«Пыль тех лет, что они были моранами» — это не пышная фраза, а вполне реальный образ. Суровая природа, лишавшая людей воды, не разрешает рендилле растрачивать влагу на умывание. Свой утренний туалет они совершают, натирая тело верблюжьим жиром. Пыль пустыни, осевшая на этот жир, действительно, редко смывается. Если рендилле кочуют далеко от постоянных источников воды, по-настоящему вымыться они могут лишь в наиболее важных в их жизни случаях. Для женщины — это день рождения её ребёнка, для мужчины — ночь накануне обрезания и элмугета.
Мое появление в Раматроби было встречено очень сдержанно, совсем не так, как в горах Олдоиньо Ленкийо.
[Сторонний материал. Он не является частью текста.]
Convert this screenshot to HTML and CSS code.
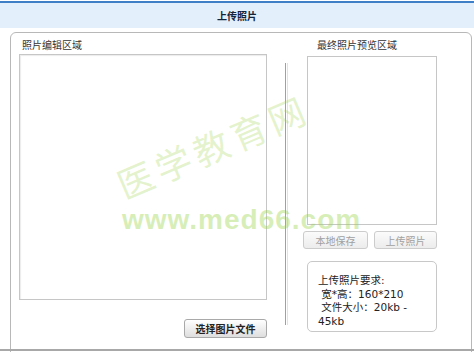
FILE: index.html
```html
<!DOCTYPE html>
<html lang="zh-CN">
<head>
    <meta charset="UTF-8">
    <meta name="viewport" content="width=device-width, initial-scale=1.0">
    <title>上传照片</title>
    <link rel="stylesheet" href="styles.css">
</head>
<body>
    <div class="window">
        <div class="title-bar">上传照片</div>
        <div class="panel">
            <div class="edit-col">
                <div class="label">照片编辑区域</div>
                <div class="edit-box"></div>
                <div class="edit-actions">
                    <button type="button" class="btn btn-bold">选择图片文件</button>
                </div>
            </div>
            <div class="divider"></div>
            <div class="preview-col">
                <div class="label preview-label">最终照片预览区域</div>
                <div class="preview-box"></div>
                <div class="preview-actions">
                    <button type="button" class="btn btn-save" disabled>本地保存</button>
                    <button type="button" class="btn btn-upload" disabled>上传照片</button>
                </div>
                <div class="notice">上传照片要求:<br>&nbsp;宽*高：160*210<br>&nbsp;文件大小：20kb - 45kb</div>
            </div>
        </div>
        <div class="watermark wm-name">医学教育网</div>
        <div class="watermark wm-url">www.med66.com</div>
    </div>
</body>
</html>
```

FILE: styles.css
```css
body {
    margin: 0;
    background-color: #ffffff;
    font-family: "Noto Sans CJK SC", "DejaVu Sans", sans-serif;
    color: #333333;
}
.window {
    position: relative;
    width: 474px;
    height: 352px;
    overflow: hidden;
}
.window::after {
    content: "";
    position: absolute;
    left: 0;
    right: 0;
    top: 349px;
    height: 2px;
    background-color: #a8a8a8;
}
.title-bar {
    margin-top: 1px;
    border-top: 2px solid #3f7fc6;
    height: 25px;
    line-height: 25px;
    background-color: #e3effb;
    text-align: center;
    font-size: 10px;
    font-weight: bold;
    color: #14243a;
}
.panel {
    display: flex;
    margin: 4px 0 0 10px;
    width: 462px;
    height: 340px;
    box-sizing: border-box;
    border: 1px solid #b8b8b8;
    border-radius: 6px;
    padding-top: 5px;
}
.label {
    height: 14px;
    line-height: 14px;
    font-size: 10px;
    color: #333333;
    padding-left: 3px;
}
.edit-col {
    margin-left: 8px;
    width: 248px;
}
.edit-box {
    margin-top: 2px;
    height: 246px;
    box-sizing: border-box;
    border: 1px solid #c6c6c6;
    box-shadow: inset 1px 1px 1px #ececec;
}
.edit-actions {
    margin-top: 14px;
    text-align: right;
}
.btn {
    height: 19px;
    box-sizing: border-box;
    padding: 0;
    border: 1px solid #a9a9a9;
    border-radius: 3px;
    background: linear-gradient(#ffffff, #dedede);
    font-family: "Noto Sans CJK SC", sans-serif;
    font-size: 10px;
    line-height: 17px;
    color: #222222;
}
.btn-bold {
    width: 83px;
    font-weight: bold;
}
.btn:disabled {
    color: #a0a0a0;
    border-color: #cccccc;
    background: linear-gradient(#fbfbfb, #ececec);
}
.divider {
    margin: 25px 0 0 18px;
    width: 1px;
    height: 262px;
    border-left: 1px solid #a0a0a0;
    border-right: 1px solid #e2e2e2;
}
.preview-col {
    margin-left: 19px;
    width: 130px;
}
.preview-label {
    padding-left: 10px;
}
.preview-box {
    margin-top: 4px;
    height: 169px;
    box-sizing: border-box;
    border: 1px solid #c6c6c6;
}
.preview-actions {
    display: flex;
    gap: 6px;
    margin: 6px 0 0 -4px;
}
.btn-save {
    width: 68px;
    height: 18px;
}
.btn-upload {
    width: 66px;
    height: 18px;
}
.notice {
    margin-top: 12px;
    height: 71px;
    box-sizing: border-box;
    border: 1px solid #c8c8c8;
    border-radius: 5px;
    padding: 12px 12px 0 10px;
    font-family: "DejaVu Sans", "Noto Sans CJK SC", sans-serif;
    font-size: 10.5px;
    line-height: 13.5px;
    color: #222222;
}
.watermark {
    position: absolute;
    pointer-events: none;
    white-space: nowrap;
}
.wm-name {
    left: 110px;
    top: 120px;
    font-family: "Noto Sans CJK SC", sans-serif;
    font-size: 36px;
    line-height: 50px;
    letter-spacing: 5px;
    color: rgba(160, 215, 80, 0.3);
    transform: rotate(-23deg);
}
.wm-url {
    left: 122px;
    top: 206px;
    font-family: "Liberation Sans", sans-serif;
    font-size: 28px;
    font-weight: bold;
    line-height: 28px;
    letter-spacing: 1px;
    color: rgba(150, 212, 70, 0.4);
}
```
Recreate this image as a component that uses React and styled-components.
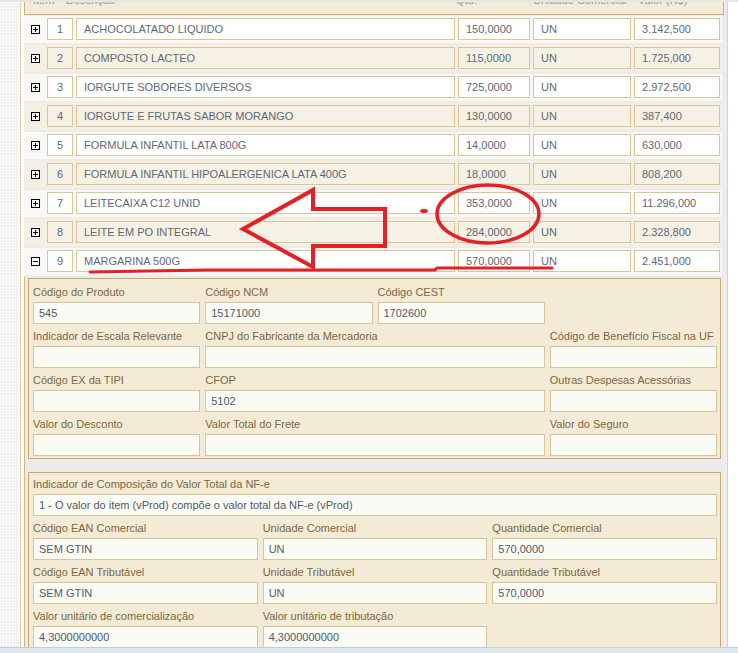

Это объяснялось и более солидным возрастом моранов-рендилле, и тем, что кушиты вообще намного сдержаннее экспансивных нилотов.
По просьбе Лангичоре я показал трем старейшинам-рендилле, а потом и нескольким моранам, как далеко можно видеть в бинокль. Как всегда, высказывая удивление, они почмокали языками, после чего старейшины передали через Вако свое разрешение остаться мне на элмугете. Я преподнес им мешок сахара, и рендилле, забыв обо мне, принялись за свое дело.
Можно, конечно, понять состояние сорока-пятидесятилетних мужчин, которым наконец разрешили обзавестись семьей. В отличие от оседло живущих масаев или самбуру мораны у рендилле не строят для себя отдельных холостяцких маньятт, а кочуют вместе с родителями. Их племенные законы допускают тесные отношения моранов с незамужними женщинами, однако жениться они не могут и поэтому не имеют права иметь детей. Ребенок, родившийся от морана, считается незаконным, а отца его ждет вечный позор. Про таких моранов рендилле говорят, что они «не научились быть мужчинами». А в таком случае они так и остаются моранами — пожизненными воинами без права иметь настоящую жену и законных детей.
В последний день перед церемонией на зеленой опушке горного леса Раматроби начали строить огромное стойбище для проведения элмугета. В торжествах должны были принять участие мораны из восьмидесяти шести семей, кочующих на огромной пустынной территории. И каждый из них привел в Раматроби помимо жертвенного верблюда еще по восемь-десять транспортных верблюдов, которые тащили шатры и скарб всех участников церемонии. Присутствовать на элмугете разрешается старейшинам родов, отцам моранов и избранницам воинов, которые по окончании элмугета получат право стать женами посвященных.
Весь день рендилле разбивали свои шатры, а из пустыни со всех сторон к церемониальной енканге шли и шли караваны. Об их приближении предупреждал гулкий звон деревянных колокольчиков, подвешенных на шеях верблюдов. К вечеру у подножия скал Раматроби вырос огромный круглый крааль. Около четырехсот шатров, образовавших пять вписанных друг в друга кругов огораживали огромную площадку, в центре которой бродили восемьдесят шесть белых жертвенных верблюдов.
Когда взошла луна, началась церемония омовения. Из сотен сшитых вместе коровьих шкур, по краям подвешенных к вбитым в землю кольям, было сооружено нечто вроде огромной купели. Мораны из каждой семьи подтаскивали к ней жирафьи бурдюки и выливали из них воду. Потом три вождя рендилле и Лангичоре, не раздеваясь, влезли в купель и, стоя в середине по колено в воде, по очереди обращались к моранам с короткой речью.
— Они воздают должное моранам, всю свою молодость и зрелые годы отдавшим защите стад, стариков, женщин и детей, — наклонившись ко мне, перевел Вако. — Они восхваляют их храбрость, ум и отвагу. Они говорят, что, покончив с жизнью моранов и став старейшинами, мужчины приобретают новые обязанности. Хотя они вскоре женятся, а затем сделаются отцами, они все равно будут в долгу перед племенем и его лидерами. Они исполняют этот долг перед рендилле, воспитывая хороших детей — будущих смелых моранов, выращивая хороший скот и приумножая богатство всего племени.
Четыреста моранов, сжав в руках копья и склонив головы, стояли возле квадратной купели, с благоговением слушая своих лидеров. О чем думали эти мужчины, которых старая традиция лишила многого в жизни? Принимали ли они эту традицию сердцем или лишь покорно подчинялись ей? Вспоминали ли они с гордостью о своей удалой юности, о походах против соседей или с сожалением думали о зря ушедших годах? А может быть, мысленно переносились в будущее, которое избавляло их от противоестественной боязни стать отцом?
Когда Лангичоре, выступавший последним, начал свое обращение к моранам, я навел фотоаппарат на купель и нажал электронную вспышку. Три стоявших там вождя обернулись и что-то гневно прокричали в мою сторону.